You have a string of decimal digits s. Let's define b_ij = s_i·s_j. Find in matrix b the number of such rectangles that the sum b_ij for all cells (i, j) that are the elements of the rectangle equals a in each rectangle.

A rectangle in a matrix is a group of four integers (x, y, z, t) (x ≤ y, z ≤ t). The elements of the rectangle are all cells (i, j) such that x ≤ i ≤ y, z ≤ j ≤ t.

Input

The first line contains integer a (0 ≤ a ≤ 10⁹), the second line contains a string of decimal integers s (1 ≤ |s| ≤ 4000).

Output

Print a single integer — the answer to a problem.

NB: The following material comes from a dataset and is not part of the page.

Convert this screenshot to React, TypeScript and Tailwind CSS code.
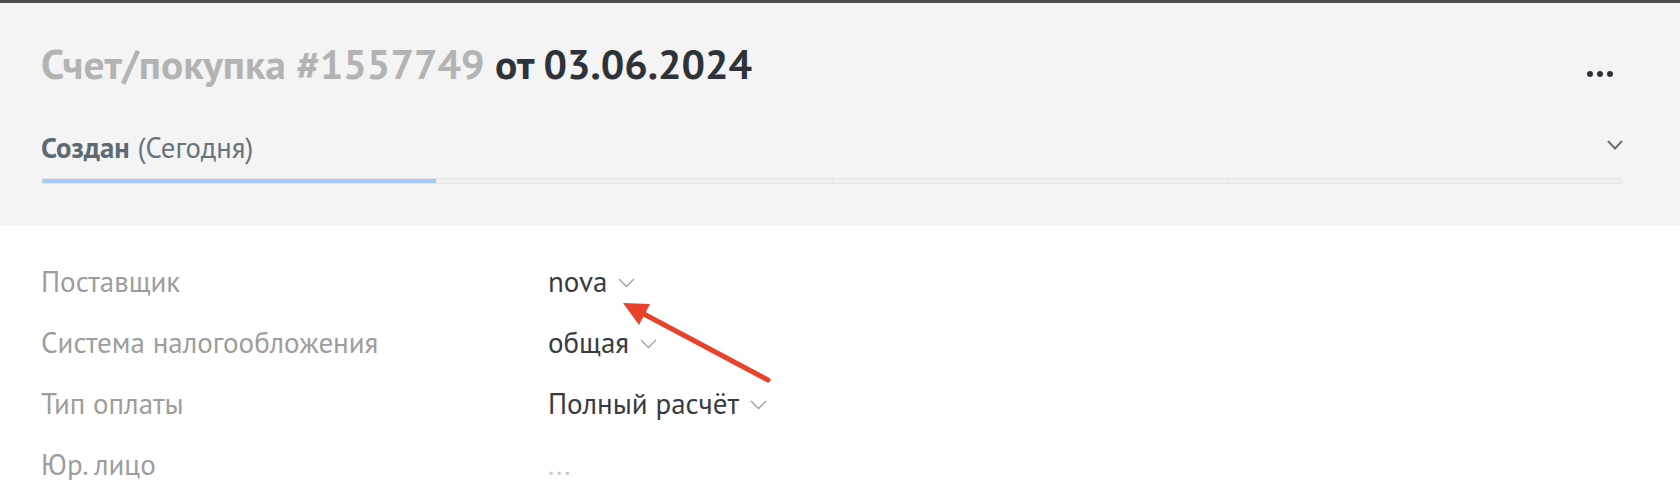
import React from "react";

const FONT = { fontFamily: '"Liberation Sans Narrow", "PT Sans", Roboto, sans-serif' };

function SmallChevron() {
  return (
    <svg width="17" height="10" viewBox="0 0 17 10" className="ml-[11px] mt-[2px]">
      <path d="M1 1 L8.5 8.5 L16 1" fill="none" stroke="#9ba4aa" strokeWidth="1.4" />
    </svg>
  );
}

function Row({ label, value, muted }: { label: string; value: string; muted?: boolean }) {
  return (
    <div className="flex h-[61px] items-center">
      <div className="w-[507px] text-[29px] text-[#9d9d9d]">{label}</div>
      <div className="flex items-center">
        {muted ? (
          <span className="text-[29px] text-[#c9c9c9]">...</span>
        ) : (
          <>
            <span className="text-[29px] text-[#363b41]">{value}</span>
            <SmallChevron />
          </>
        )}
      </div>
    </div>
  );
}

export default function App() {
  return (
    <div className="relative h-[480px] w-[1680px] overflow-hidden bg-white" style={FONT}>
      <div className="border-t-[3px] border-[#4e4e4e] bg-[#f4f4f4] pl-[41px] pr-[57px] pt-[35px] pb-[42px]">
        <div className="flex items-start justify-between">
          <h1 className="text-[41.5px] font-bold leading-[52px]">
            <span className="text-[#b3b3b3]">Счет/покупка #1557749</span>{" "}
            <span className="text-[#2e333a]">от 03.06.2024</span>
          </h1>
          <svg width="26" height="6" viewBox="0 0 26 6" className="mr-[10px] mt-[33px]">
            <circle cx="3" cy="3" r="3" fill="#2e333a" />
            <circle cx="13" cy="3" r="3" fill="#2e333a" />
            <circle cx="23" cy="3" r="3" fill="#2e333a" />
          </svg>
        </div>
        <div className="mt-[40px] flex items-start justify-between">
          <div className="text-[28.7px] leading-[36px] text-[#66737c]">
            <span className="font-bold text-[#5d6a73]">Создан</span> (Сегодня)
          </div>
          <svg width="16" height="10" viewBox="0 0 16 10" className="mt-[10px]">
            <path d="M1 1 L8 8.5 L15 1" fill="none" stroke="#66737c" strokeWidth="2" />
          </svg>
        </div>
        <div className="mt-[12px] flex h-[6px] overflow-hidden rounded-full border border-[#e5e5e5] bg-[#efefef]">
          <div className="flex-1 bg-[#a4c8f8]" />
          <div className="flex-1 border-l border-[#e2e2e2]" />
          <div className="flex-1 border-l border-[#e2e2e2]" />
          <div className="flex-1 border-l border-[#e2e2e2]" />
        </div>
      </div>
      <div className="pl-[41px] pt-[25px]">
        <Row label="Поставщик" value="nova" />
        <Row label="Система налогообложения" value="общая" />
        <Row label="Тип оплаты" value="Полный расчёт" />
        <Row label="Юр. лицо" value="" muted />
      </div>
      <svg
        className="pointer-events-none absolute left-0 top-0"
        width="1680"
        height="480"
        viewBox="0 0 1680 480"
      >
        <line x1="768" y1="380" x2="642" y2="313" stroke="#e8412c" strokeWidth="5" strokeLinecap="round" />
        <polygon points="623,303 650,304 639,325" fill="#e8412c" />
      </svg>
    </div>
  );
}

Please, do not write the %lld specifier to read or write 64-bit integers in С++. It is preferred to use the cin, cout streams or the %I64d specifier.

Sample test(s)

Input

10 
12345

Output

6

Input

16 
439873893693495623498263984765

Output

40

#include <cstdio>
#include <iostream>
#include <vector>
#include <set>
#include <cstring>
#include <string>
#include <map>
#include <cmath>
#include <ctime>
#include <algorithm>
#include <queue>

using namespace std;

#define mp make_pair
#define pb push_back
#define rep(i,n) for(int i = 0; i < (n); i++)
#define re return
#define fi first
#define se second
#define sz(x) ((int) (x).size())
#define all(x) (x).begin(), (x).end()
#define sqr(x) ((x) * (x))
#define sqrt(x) sqrt(abs(x))
#define y0 y3487465
#define y1 y8687969
#define fill(x,y) memset(x,y,sizeof(x))

typedef vector<int> vi;
typedef long long ll;
typedef long double ld;
typedef double D;
typedef pair<int, int> ii;
typedef vector<ii> vii;
typedef vector<string> vs;
typedef vector<vi> vvi;

template<class T> T abs(T x) { re x > 0 ? x : -x; }

const int N = 40000;

int n;
int m;
//string s;

int cnt[N];
char s[4010];
int sum[4010];
int main(){
    scanf("%d%s", &n, &s);
    m = strlen(s);
    sum[0] = 0;
    for (int i = 1; i <= m; i++){ sum[i] = sum[i - 1] + s[i - 1] - '0'; }
    for (int i = 0; i < m; i++){
        int cur = 0;
        for (int j = i; j < m; j++){
            cur += s[j] - '0';
            cnt[cur]++;
        }
    }
    ll ans = 0;
    for (int i = 1; i <= m; i++)
    for (int j = i; j <= m; j++){
        if (sum[j] - sum[i - 1] != 0 && n % (sum[j] - sum[i - 1]) == 0 && n / (sum[j] - sum[i - 1])<N)
            ans += cnt[n / (sum[j] - sum[i - 1])];
        else if (n == 0 && sum[j] - sum[i - 1] == 0)ans += (ll) m*(m + 1) / 2;
    }
    printf("%I64d\n", ans);
    return 0;
}